Tracking bookings is about movement, not just reservation totals.
A booking number on its own can hide a weak pipeline. Operators need to know how fast enquiries are moving, where applications are stalling, and whether site teams are following up with enough consistency.
The best booking systems connect commercial and operational detail.
Teams work better when booking pace, room availability, communication history, and campaign effort sit in one picture. Without that connection, the commercial team and site team end up arguing from different facts.
- Enquiry status that is visible by room, building, or portfolio.
- Follow-up history that does not disappear into personal inboxes.
- Availability data that updates fast enough to trust.
- Clear signals on where the funnel is slowing down.
"When commercial and operational teams are working from different data, the booking cycle always suffers. A single connected picture fixes that."
The three numbers every booking manager needs to own
Current pace against target. Days remaining before the intake window closes. And the stage where the most applications are stalling. If your team does not know these three numbers at any given moment, the booking system is not doing enough of the work.

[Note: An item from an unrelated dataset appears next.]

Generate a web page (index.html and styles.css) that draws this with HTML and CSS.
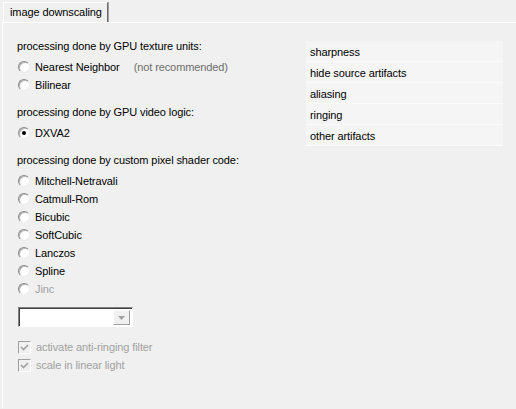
FILE: index.html
```html
<!DOCTYPE html>
<html lang="en">
<head>
  <meta charset="UTF-8" />
  <title>image downscaling</title>
  <link rel="stylesheet" href="styles.css">
</head>
<body>
  <div class="tabs">
    <div class="tab">image downscaling</div>
  </div>

  <div class="panel">
    <div class="options">
      <div class="group">
        <div class="caption">processing done by GPU texture units:</div>
        <label class="opt"><span class="radio"></span>Nearest Neighbor<span class="note">(not recommended)</span></label>
        <label class="opt"><span class="radio"></span>Bilinear</label>
      </div>

      <div class="group">
        <div class="caption">processing done by GPU video logic:</div>
        <label class="opt"><span class="radio checked"></span>DXVA2</label>
      </div>

      <div class="group">
        <div class="caption">processing done by custom pixel shader code:</div>
        <label class="opt"><span class="radio"></span>Mitchell-Netravali</label>
        <label class="opt"><span class="radio"></span>Catmull-Rom</label>
        <label class="opt"><span class="radio"></span>Bicubic</label>
        <label class="opt"><span class="radio"></span>SoftCubic</label>
        <label class="opt"><span class="radio"></span>Lanczos</label>
        <label class="opt"><span class="radio"></span>Spline</label>
        <label class="opt disabled"><span class="radio"></span>Jinc</label>
      </div>

      <div class="combo">
        <span class="combo-text"></span>
        <span class="combo-btn">
          <svg width="7" height="4" viewBox="0 0 7 4"><path d="M0 0h7L3.5 4z" fill="#a0a0a0"/></svg>
        </span>
      </div>

      <div class="checks">
        <label class="opt disabled"><span class="check">
          <svg width="9" height="9" viewBox="0 0 9 9"><path d="M1 4l2.5 2.5L8 2" fill="none" stroke="#a0a0a0" stroke-width="1.6"/></svg>
        </span>activate anti-ringing filter</label>
        <label class="opt disabled"><span class="check">
          <svg width="9" height="9" viewBox="0 0 9 9"><path d="M1 4l2.5 2.5L8 2" fill="none" stroke="#a0a0a0" stroke-width="1.6"/></svg>
        </span>scale in linear light</label>
      </div>
    </div>

    <ul class="ratings">
      <li>sharpness</li>
      <li>hide source artifacts</li>
      <li>aliasing</li>
      <li>ringing</li>
      <li>other artifacts</li>
    </ul>
  </div>
</body>
</html>
```

FILE: styles.css
```css
body {
  margin: 0;
  background: #f0f0f0;
  font-family: 'Liberation Sans', Arial, sans-serif;
  font-size: 11px;
  letter-spacing: -0.1px;
  color: #000;
  height: 409px;
  overflow: hidden;
}

.tabs {
  display: flex;
  padding: 2px 0 0 3px;
  height: 20px;
}

.tab {
  padding: 0 5px 0 6px;
  line-height: 19px;
  border-top: 1px solid #fff;
  border-left: 1px solid #fff;
  border-right: 1px solid #6a6a6a;
  box-shadow: 1px 0 0 #a0a0a0;
}

.panel {
  display: flex;
  align-items: flex-start;
  margin-left: 2px;
  border-top: 1px solid #fff;
  border-left: 1px solid #fff;
  padding: 14px 0 0 14px;
  height: 386px;
  box-sizing: border-box;
}

.options {
  width: 289px;
}

.group {
  margin-bottom: 9px;
}

.caption {
  line-height: 18px;
  margin-bottom: 3px;
}

.opt {
  display: flex;
  align-items: center;
  height: 18px;
  padding-left: 1px;
}

.opt.disabled {
  color: #a0a0a0;
}

.note {
  margin-left: 14px;
  color: #6d6d6d;
}

/* sunken round button, dark rim on the upper left */
.radio {
  width: 12px;
  height: 12px;
  box-sizing: border-box;
  border-radius: 50%;
  border: 1px solid;
  border-color: #8a8a8a #ececec #ececec #8a8a8a;
  background: #fff;
  box-shadow: inset 1px 1px 0 #b4b4b4;
  margin-right: 5px;
  position: relative;
}

.radio.checked::after {
  content: '';
  position: absolute;
  left: 3px;
  top: 3px;
  width: 4px;
  height: 4px;
  border-radius: 50%;
  background: #000;
}

.combo {
  display: flex;
  width: 115px;
  height: 20px;
  box-sizing: border-box;
  margin: 8px 0 0 1px;
  border: 1px solid;
  border-color: #808080 #fff #fff #808080;
  background: #fff;
  box-shadow: inset 1px 1px 0 #404040;
}

.combo-text {
  flex: 1;
}

.combo-btn {
  width: 15px;
  margin: 2px 2px 1px 0;
  display: flex;
  align-items: center;
  justify-content: center;
  background: #f0f0f0;
  border: 1px solid;
  border-color: #fff #a0a0a0 #a0a0a0 #fff;
}

.checks {
  margin-top: 11px;
}

.check {
  width: 13px;
  height: 13px;
  box-sizing: border-box;
  border: 1px solid;
  border-color: #a0a0a0 #fff #fff #a0a0a0;
  background: #f0f0f0;
  display: flex;
  align-items: center;
  justify-content: center;
  margin-right: 5px;
}

.ratings {
  list-style: none;
  margin: 4px 0 0;
  padding: 0;
  width: 197px;
}

.ratings li {
  height: 21px;
  line-height: 20px;
  padding: 1px 0 0 4px;
  background: #f5f5f5;
  box-sizing: border-box;
  border-bottom: 1px solid #fbfbfb;
}
```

Booking software should help operators intervene earlier.
The practical test is whether the software makes the next action obvious. Good systems help the team see when to recontact a lead, shift pricing, improve messaging, or focus effort on a building that is falling behind target.
A practical test before you commit to any platform
Ask the vendor to show you how their system would flag that a specific building is 12% behind pace with eight weeks to go. If that answer requires a manual export or a custom report, you are looking at a data storage tool — not a booking management platform.